Last Saturday, we were at the county park. Sprout and Cubbie were running around the large play structure while DH and I watched them. Suddenly, I heard a boy, about 13-14 years old, call out Sprout’s name. Since Sprout’s real name is fairly popular and the park was pretty busy, I figured the boy was calling to a different child. Then, I realized Sprout had gone over near the boy, who was hanging out inside a tunnel with a teenaged girl. Before I got to him, Sprout said something like, “What? You have candy in your car?” I immediately called Sprout over to me and told him to not talk to strangers. Sprout said,
“But he’s not a stranger, he’s a boy.”
I told Sprout that even boys you don’t know are strangers. Just then, DH came over by me. He heard what Sprout had said about candy too. Needless to say, our antennas went up. The rest of the time while the boys played on the playground structure, we stayed right by them. A couple of times, when Sprout would do something like climb the large rope net or traverse the obstacles, I heard the boy say, “Good job, (Sprout’s real name).” Finally, DH had had enough. He went up to the boy and asked where his parents were. The boy said at the campgrounds near by. DH told the boy not to talk to Sprout. DH said the boy just blew him off.
Now, I know I should have been more concerned, especially given my profession, but honestly, I just figured the boy was slightly autistic, so I was giving him the benefit of the doubt. I told DH just to ignore the boy but keep a close eye on Sprout. Cubbie and I headed over to the beach to play in the sand. A short time later, DH came over with Sprout. Suddenly, DH said,
“He spying on us!”
I looked over by the pavilion and sure enough, I saw the boy peaking around the corner of the building. Again, I told DH to ignore him, he was probably autistic. We then headed to the picnic grounds. I took the boys with me while DH headed to the car to get the snacks and drinks I had packed. After sitting at the picnic table for the longest time, I finally walked the boys to the car to see what was taking DH so long. Here, he was on the phone with the park service. After he got off the phone, he said that while I was walking with the boys towards the picnic table, the boy was calling out Sprout’s name, telling him to “come here.” DH said the park service couldn’t do anything, it was a public park.

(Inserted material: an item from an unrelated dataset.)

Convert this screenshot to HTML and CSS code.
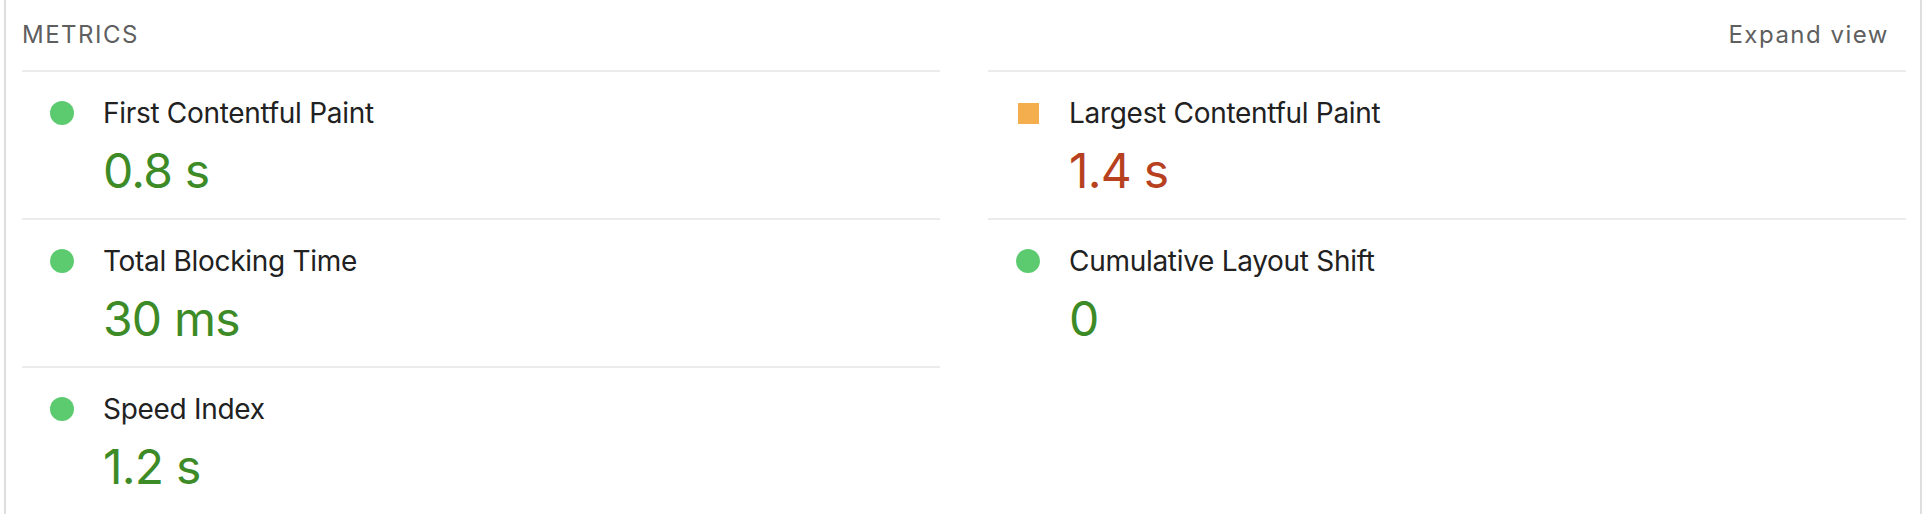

At this point, we decided to just eat and get out of there. Enough already. As we ate, I saw the boy and his girl friend peaking out at us from inside the men’s bathroom. Once we were done eating, we headed to the car. As I strapped Sprout into his car seat, I saw the boy heading towards us, not taking his eyes off of us as he walked between cars. Finally, he walked right out in the open, went to a part of the play structure that was closest to us, straddled it in what I can only describe as a very cocky manner, crossed his arms, and glared at us.
I had had it. Finally, my cop brain kicked in and I realized one thing…
His actions were intentional. He was stalking my child.
I yelled at DH who was almost to the car to stay with the boys. I walked across the parking lot directly at the boy. I was pissed. He sat there for a moment until I got close enough that I think he could tell I was ticked. He jumped up, ran around the play structure, and yelled for his girl friend. Since he had ran off, I then turned to two parents sitting on a bench, one who was playing on his cell phone, and told them that the boy in the red shirt had told my four year old son he had candy in his car and they might want to keep an eye on the boy. They both immediately jumped up and yelled for their sons, who were playing quite a distance away. We then left the park.
Now, in hindsight, I wish I would have called the sheriff’s office immediately. The park service was wrong. What the boy did constitutes disorderly conduct and borderline harassment.
Why am I telling you this? Because I want YOUR children to be safe. This is an example of how we need to educate our kids that other children can be a danger too. I don’t know what that boy’s intentions were or what would have happened if we weren’t right there with Sprout, but I’m glad we didn’t have to find out.